Now, while a faithful Protestant today might jump to the conclusion that Richard showed signs of early Protestant devotion (and a faithful Catholic might find Richard guilty by association for having even owned a Wycliffe NT), in truth, this doesn't tell us much other than that Richard had an interest in reading the Bible in English. This is because, believe it or not, the Wycliffe translation of the Bible itself was not banned by the Church. This is because the Wycliffe translations, or at least, the earlier ones made in Wycliffe's own lifetime, were faithfully, if not rather slavishly, translated from the Latin Vulgate. The Church, therefore, had no quarrel with the text itself. What caused a Wycliffe Bible to fall under the ban was if the Bible had one of the prefaces by Wycliffe or one of his followers attached. When succeeding Lollards issued newer, less literal translations with more leeway for interspersing their own interpretations, Church censors often had difficulty figuring out which Bibles were to be burned. A sure measure for them seems to have been whether the volume was dated before or after the year 1409. However, non-annotated Wycliffe Bibles still were found in the ownership of local churches everywhere, so it's highly unlikely that the ownership of one on Richard's part would suggest Lollard leanings. Further, we have a tremendous amount of evidence elsewhere, such as in Richard's book of hours, that the king expressed a traditional and quite non-Lollard Catholic faith; not the least of which was his extreme devotion to the offering of Masses and other prayers for the dead.
I hope to write more on the subject of Richard's religious practices soon, but for now, I'll leave with one great irony: since the Wycliffe Bible relied so heavily on the Latin Vulgate, which was inseparably associated with the Roman Church, it was considered tainted by later Protestant translators. This was the reason William Tyndale, a true early Protestant, went to work on his own Bible, favoring Greek and Hebrew source texts. Indeed, to the contrary, the Wycliffe Bible found a new lease on life as a reference for the Jesuits who produced the Douai-Reims Bible: the definitive Catholic translation of the Bible into English from its publication in 1610 until Vatican II in the 1960's.
Richard's coffin at Leicester Cathedral, with the Amerbach Bible at left.
 
 
Other entries during "Richard III Week":

-Today in history: Henry IV: the man whose claim to the crown started the troubles that led to the Wars of the Roses

-The first day: Richard on tour: select photos from the procession on Sunday, and the cardinal-archbishop of Westminster's Compline homily

-The Bible in Richard's day, and, was Richard a proto-Protestant?: on the king's reading habits and what to make of his Wycliffe New Testament

-A requiem for Richard: on the Requiem Mass, the king's faith, his book of hours, the cult of purgatory, and the chantry chapels of Richard's age

-Of hearses and hearse cloths: looking at Richard III's funeral pall and dressing the dead in medieval times

-Richard III's claim to the throne: sanguinity, statue, or sacrament?: Examining Richard's dynastic claims and what makes a king the king

-O God of Earth and Altar: a hymn by G.K. Chesterton, used at the reinterment on Thursday

-The poet laureate on Richard III: the poem at the reinterment. Also, Benedict Cumberbatch.

1 comment:

  1. Although there was no general prohibition against the translation of bibles, it wasn't in the mood of the Latin/Catholic clergy to promote them. Even by 18th and 19th centuries catholic laity were teached to not accept or destroy non-catholic bibles; Benedict XIV, Pius VII, Leo XII, Gregory XVI and Leo XIII are all late examples of this teachings)
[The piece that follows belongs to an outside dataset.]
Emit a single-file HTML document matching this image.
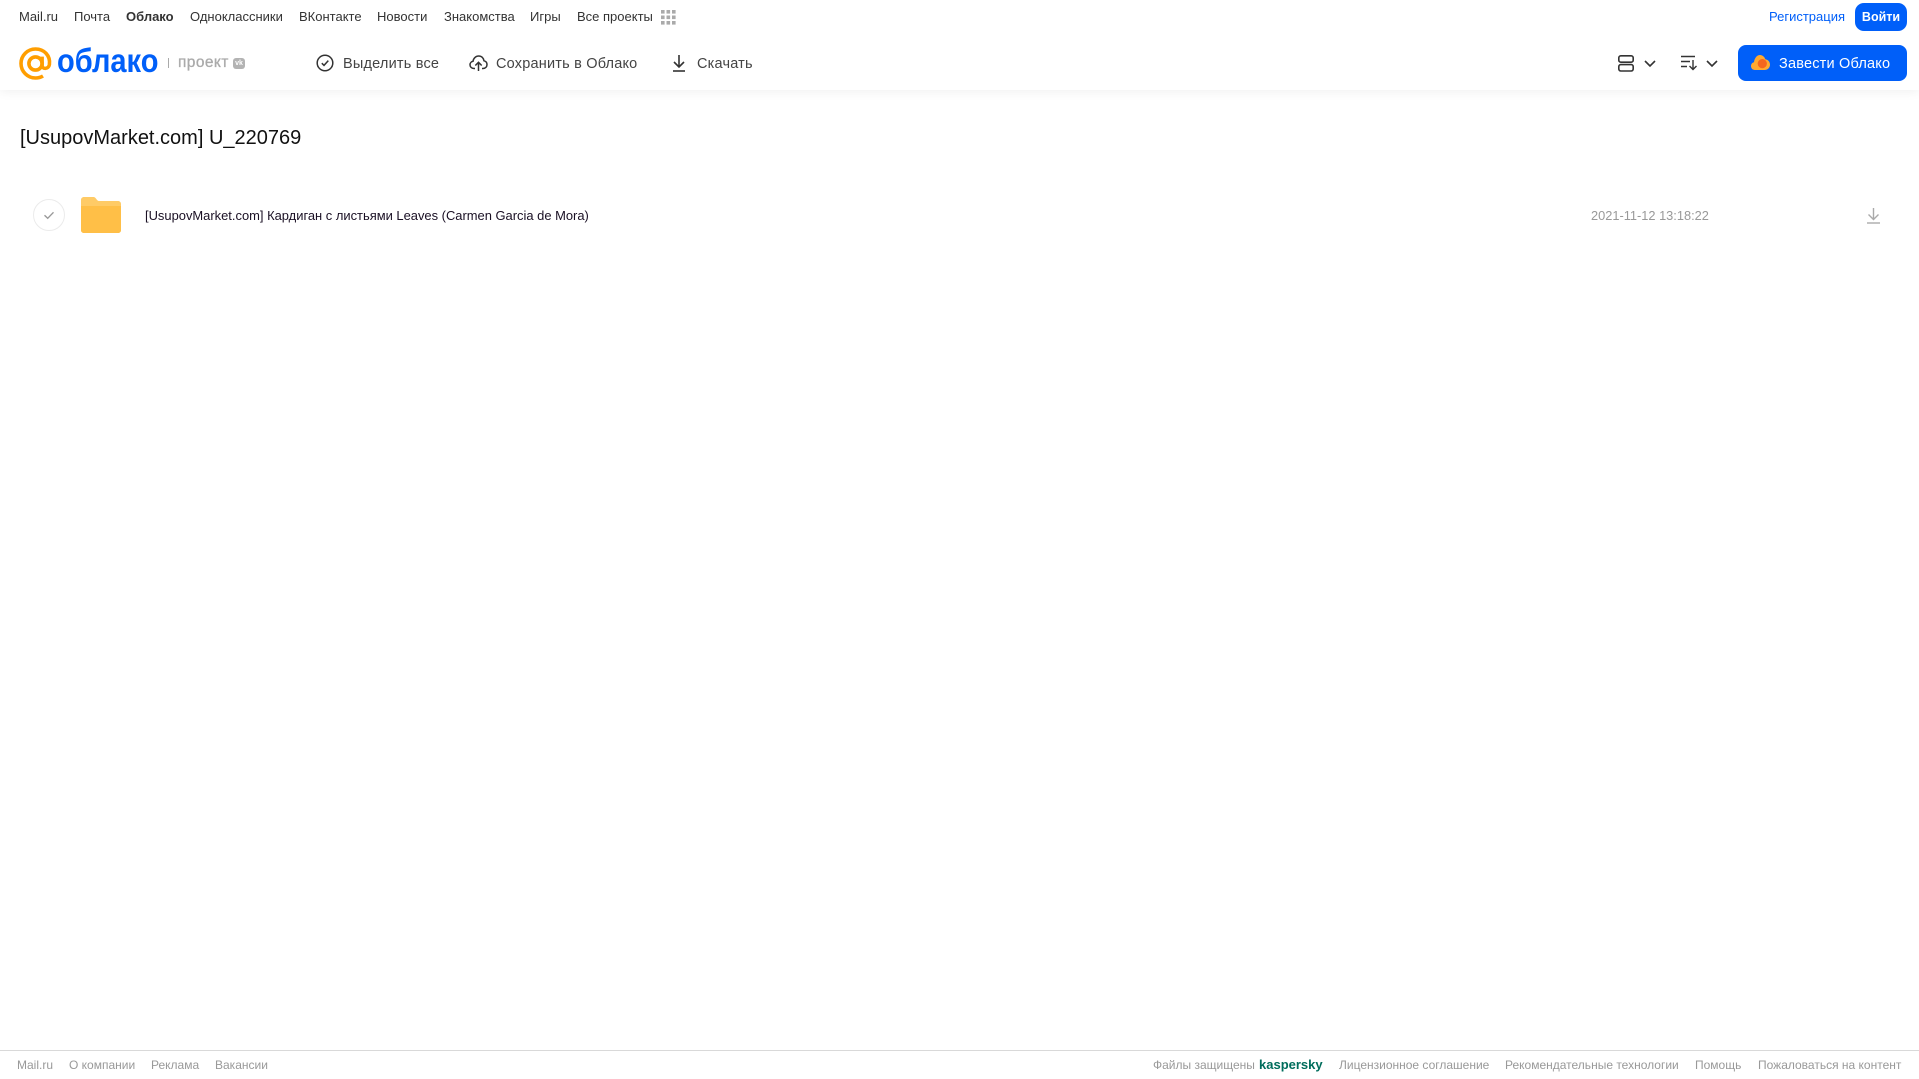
<!DOCTYPE html>
<html lang="ru"><head><meta charset="utf-8"><title>Облако</title>
<style>
html,body{margin:0;padding:0;background:#fff;width:1919px;height:1079px;overflow:hidden;font-family:"Liberation Sans",Arial,sans-serif}
.t{position:absolute;white-space:nowrap;line-height:16px}
.n{font-size:13px;color:#333;top:9px}
.b{font-size:14.5px;color:#444;top:55.5px;letter-spacing:.2px}
.f{font-size:12px;color:#999;top:1057px}
svg{position:absolute;overflow:visible}
#hd{position:absolute;left:0;top:0;width:1919px;height:90px;background:#fff;box-shadow:0 2px 10px rgba(0,0,0,.06)}
</style></head><body>
<div id="hd"></div>
<span class="t n" style="left:19px">Mail.ru</span>
<span class="t n" style="left:74px">Почта</span>
<span class="t n" style="left:126px;font-weight:bold">Облако</span>
<span class="t n" style="left:190px">Одноклассники</span>
<span class="t n" style="left:299px">ВКонтакте</span>
<span class="t n" style="left:377px">Новости</span>
<span class="t n" style="left:444px">Знакомства</span>
<span class="t n" style="left:530px">Игры</span>
<span class="t n" style="left:577px">Все проекты</span>
<svg style="left:661px;top:10px" width="15" height="15" fill="#aaa"><rect x="0" y="0" width="3.6" height="3.6"/><rect x="5.5" y="0" width="3.6" height="3.6"/><rect x="11" y="0" width="3.6" height="3.6"/><rect x="0" y="5.5" width="3.6" height="3.6"/><rect x="5.5" y="5.5" width="3.6" height="3.6"/><rect x="11" y="5.5" width="3.6" height="3.6"/><rect x="0" y="11" width="3.6" height="3.6"/><rect x="5.5" y="11" width="3.6" height="3.6"/><rect x="11" y="11" width="3.6" height="3.6"/></svg>
<span class="t n" style="left:1769px;color:#005ff9">Регистрация</span>
<div class="t" style="left:1855px;top:3px;width:52px;height:28px;line-height:28px;background:#005ff9;border-radius:9px;color:#fff;font-size:12.5px;font-weight:bold;text-align:center">Войти</div>

<svg style="left:19px;top:47px" width="33" height="33" viewBox="0 0 33 33" fill="none" stroke="#ff9e00" stroke-width="3.6"><circle cx="16.5" cy="16.5" r="6.6"/><path d="M23.1 9.6V18.5C23.1 22.5 29.6 22.5 30.4 17.5C31.6 8.5 25 2 16.5 2C8.5 2 2 8.5 2 16.5S8.5 31 16.5 31C19.5 31 22 30.2 24 29"/></svg>
<span class="t" style="left:57px;top:43px;line-height:36px;font-size:33px;font-weight:bold;color:#005ff9;transform:scaleX(.88);transform-origin:0 0">облако</span>
<div style="position:absolute;left:168px;top:58px;width:1px;height:10px;background:#aaa"></div>
<span class="t" style="left:178px;top:55px;font-size:15.5px;color:#aaa;letter-spacing:.4px;-webkit-text-stroke:.3px #aaa">проект</span>
<div class="t" style="left:233px;top:58px;width:12px;height:11px;line-height:11px;background:#b3b3b3;border-radius:3px;color:#fff;font-size:7px;font-weight:bold;text-align:center">vk</div>

<svg style="left:316px;top:54px" width="18" height="18" viewBox="0 0 18 18" fill="none" stroke="#333" stroke-width="1.5"><circle cx="9" cy="9" r="7.8"/><path d="M5.8 9.2L8 11.4L12.3 6.6"/></svg>
<span class="t b" style="left:343px">Выделить все</span>
<svg style="left:469px;top:54px" width="19" height="18" viewBox="0 0 19 18" fill="none" stroke="#333" stroke-width="1.5"><path d="M6 14.5H5C2.5 14.5 1 12.8 1 10.8C1 9 2.3 7.6 4 7.3C4.5 4 7 2 9.7 2C12.5 2 14.6 4 15 6.8C16.8 7.2 18 8.7 18 10.6C18 12.8 16.4 14.5 14 14.5H13"/><path d="M9.5 17V8.5M6.3 11.5L9.5 8.3L12.7 11.5"/></svg>
<span class="t b" style="left:496px">Сохранить в Облако</span>
<svg style="left:672px;top:54px" width="14" height="18" viewBox="0 0 14 18" fill="none" stroke="#333" stroke-width="1.6"><path d="M7 1V12.5M2 8L7 13L12 8"/><path d="M1 17H13"/></svg>
<span class="t b" style="left:697px">Скачать</span>

<svg style="left:1618px;top:55px" width="16" height="17" viewBox="0 0 16 17" fill="none" stroke="#333" stroke-width="1.6"><rect x=".8" y=".8" width="14.4" height="6.4" rx="2"/><rect x=".8" y="9.6" width="14.4" height="6.4" rx="2"/></svg>
<svg style="left:1644px;top:60px" width="12" height="7" fill="none" stroke="#333" stroke-width="1.6"><path d="M1 1L6 6L11 1"/></svg>
<svg style="left:1681px;top:55px" width="17" height="16" viewBox="0 0 17 16" fill="none" stroke="#333" stroke-width="1.4"><path d="M0 1.5H14M0 6.5H9M0 11.5H6"/><path d="M12 5V14.5M8.5 11L12 14.5L15.5 11"/></svg>
<svg style="left:1706px;top:60px" width="12" height="7" fill="none" stroke="#333" stroke-width="1.6"><path d="M1 1L6 6L11 1"/></svg>

<div style="position:absolute;left:1738px;top:45px;width:169px;height:36px;background:#005ff9;border-radius:8px"></div>
<svg style="left:1751px;top:55px" width="19" height="15" viewBox="0 0 19 15"><path d="M4 15C1.5 15 0 13.2 0 11C0 9 1.3 7.5 3 7.2C3.5 3 6 0 9 0C11.5 0 13.5 1.8 14.3 4.2C17 4.5 19 6.8 19 9.6C19 12.7 16.6 15 13.5 15Z" fill="#ffa930"/><circle cx="11.3" cy="8.6" r="4.6" fill="#f4661e"/></svg>
<span class="t" style="left:1779px;top:55.5px;font-size:14.5px;color:#fff;letter-spacing:.2px">Завести Облако</span>

<span class="t" style="left:20px;top:125px;line-height:26px;font-size:20px;color:#111">[UsupovMarket.com] U_220769</span>

<svg style="left:33px;top:199px" width="32" height="32" viewBox="0 0 32 32" fill="none"><circle cx="16" cy="16" r="15.5" stroke="#ebebeb"/><path d="M11.5 16.3L14.7 19.3L20.5 13.3" stroke="#999" stroke-width="1.4"/></svg>
<svg style="left:81px;top:197px" width="40" height="36" viewBox="0 0 40 36"><path d="M3 0H12C14 0 14.5 1 15.5 2.2C16.5 3.5 17 4 19 4H37C38.8 4 40 5.2 40 7V33C40 34.8 38.8 36 37 36H3C1.2 36 0 34.8 0 33V3C0 1.2 1.2 0 3 0Z" fill="#ffcb66"/><path d="M0 9H40V33C40 34.8 38.8 36 37 36H3C1.2 36 0 34.8 0 33Z" fill="#ffbf47"/></svg>
<span class="t" style="left:145px;top:207.5px;font-size:12.93px;color:#1a1024">[UsupovMarket.com] Кардиган с листьями Leaves (Carmen Garcia de Mora)</span>
<span class="t" style="left:1591px;top:207.5px;font-size:12.8px;color:#999">2021-11-12 13:18:22</span>
<svg style="left:1866.5px;top:207px" width="13" height="17" viewBox="0 0 13 17" fill="none" stroke="#aaa" stroke-width="1.4"><path d="M6.5 1V12M1.5 7.5L6.5 12.5L11.5 7.5"/><path d="M0 16H13"/></svg>

<div style="position:absolute;left:0;top:1050px;width:1919px;height:1px;background:#d9d9d9"></div>
<span class="t f" style="left:17px">Mail.ru</span>
<span class="t f" style="left:69px">О компании</span>
<span class="t f" style="left:151px">Реклама</span>
<span class="t f" style="left:215px">Вакансии</span>
<span class="t f" style="left:1153px">Файлы защищены</span>
<span class="t f" style="left:1259px;color:#006d5c;font-weight:bold;font-size:13px">kaspersky</span>
<span class="t f" style="left:1339px">Лицензионное соглашение</span>
<span class="t f" style="left:1505px">Рекомендательные технологии</span>
<span class="t f" style="left:1695px">Помощь</span>
<span class="t f" style="left:1758px">Пожаловаться на контент</span>
</body></html>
    Before the Lollard's Bible, which also included both the Old and New Testaments, we actually had english translations of some books of the bible, but from the Anglo-Saxon England, not the norman one: they were made by the monks for in-house use or because some king ordered one. In this time, English Church was almost autonomous, like the irish one, for example. After the Norman conquest, latin clergy was brought and with it a new ecclesiastical culture introduced; E.g. many Anglo-Saxon clerics criticized the attempt to make celibacy a rule, and the Irish Church wasn't considered "catholic" until the normans brought it to Rome by 12th century. Since then, except for rare examples of glossaries of certain terms, the first project was only to be carried out by Wycliffe, but he was strongly criticized for that: Thomas Arundel scold him with adjectives like "son of devil" and said his translation of the bible "crowned his wickedness"(David Fountain, John Wycliffe, p. 45). Foutain also records Wycliffe replying to his critics who said "it was heresy to speak about the Holy Scriptures in English" (pp. 45-47). When the Bishop of Canterbury and the english church regularized the translations of the bible, it wasn't simply because translations were previously accepted, but because the bishop had to do something to surpress lollards and to counter their critics by "reforming" church's pratices; to turn translations into a controled bureocracy fitted quite well. Lollard translations could be burned and none could say translate bibles was forbidden because "the Church feared Scripture".

    And yes, lollard bibles were indeed persecuted, regardless of good or bad translations. The thing is: few people could actually distinguish a catholic unapproved version and a lollard one (except if there was a preface in the front), so both were being used as good catholic bibles: Saint Thomas More used a wycliffe to say this translation (i.e. the wycliffe bible More had) was a good example of a propper and "catholic translation". Even More couldn't distinguish between one catholic translation to a lollard one; given Tyndale's translation was the base for the famous KJV, More was probably bitching about Tyndale's efforts instead of actually having proofs that Tyndale's translation sucked and the lollard one was better (which wasn't, it was a Vulgata translation, and the Vulgata itself is a translation; Tyndale used Erasmus' Textus Recepticus to do a direct translation).

    For continental Europe things are bit different: you had heresies, like the waldensians and the hussites, who forced the Church to consolidate its own position by forbidding every translation and even Vulgatas in laicy's hands (see Councils of Tolouse, Taragona and so on), but it's likely that those restrictions were mostly local and weren't enforced again as time passed. Interesting to know, however, the Peter Waldo even went Rome to convince the Pope to actually approve the idea of translating bibles, which might imply that translations weren't allowed or they simply weren't done by Waldo's time. Few years latter the Council of Verona declared him and his followers as heretics, so his efforts didn't produced much effect to change mainstream Church's views at that time.